= The Tenderloin Times =

The Tenderloin Times was a free monthly newspaper serving the Tenderloin district of San Francisco, published from the 1970s to the 1990s, with a circulation of 15,000. Its pages were filled with news on homelessness, social programs affecting the area's residents, immigration, neighborhood history and other topics. Its investigative reports on issues such as the death of homeless people on San Francisco streets and the high rate of pedestrians hit by cars in the neighborhood were often picked up by mainstream media. Founded by homeless people and the directors of Hospitality House's drop-in center, one of the paper's core policies was to distribute information about medical, financial, housing, and job-seeking services for people who lived in the neighborhood.
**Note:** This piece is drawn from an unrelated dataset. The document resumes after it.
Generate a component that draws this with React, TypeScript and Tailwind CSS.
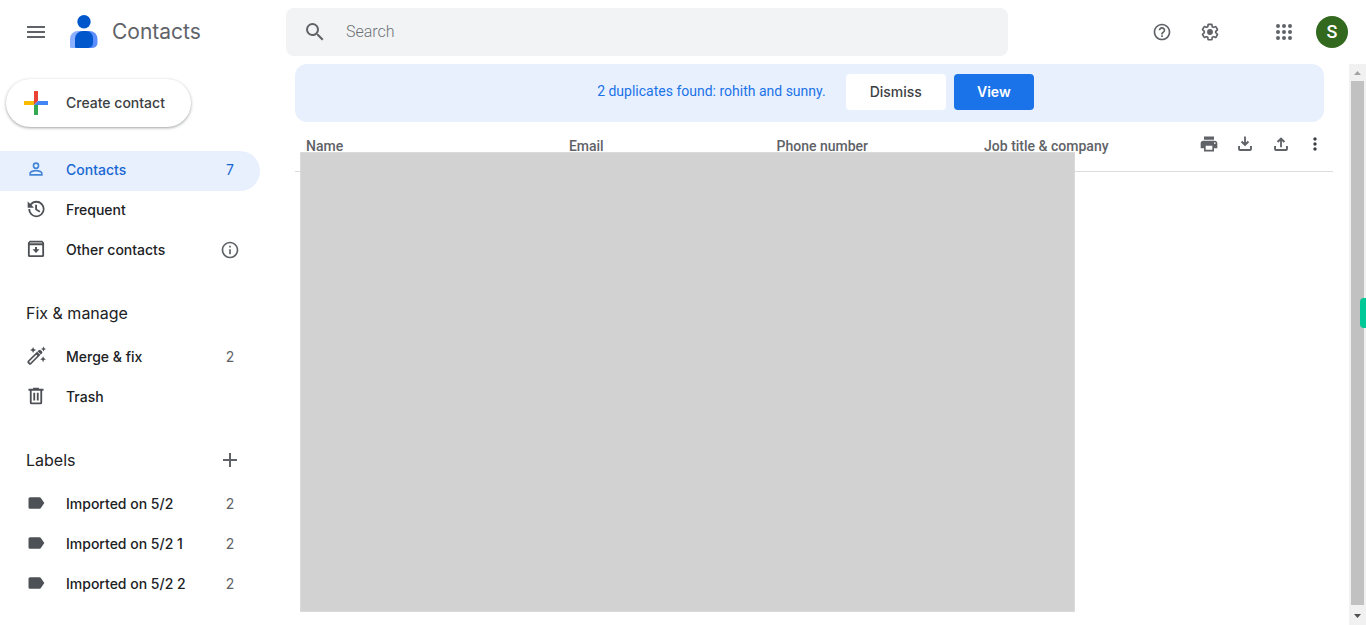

One page was devoted to poetry written by Tenderloin residents and participants in a weekly writing workshop held at Hospitality House in the neighborhood. The writing in the paper was praised by Pulitzer Prize–winning columnist Herb Caen of the San Francisco Chronicle, and was profiled positively in the New York Times, the Los Angeles Times, the San Francisco Examiner and Columbia Journalism Review.

Starting in 1985, the paper was published in four languages: English, Lao, Khmer and Vietnamese - reflecting the ethnic diversity of the neighborhood's residents. Rob Waters, later a freelance journalist and a reporter for Bloomberg News, and Sara Colm, now a senior researcher at Human Rights Watch, worked as editors.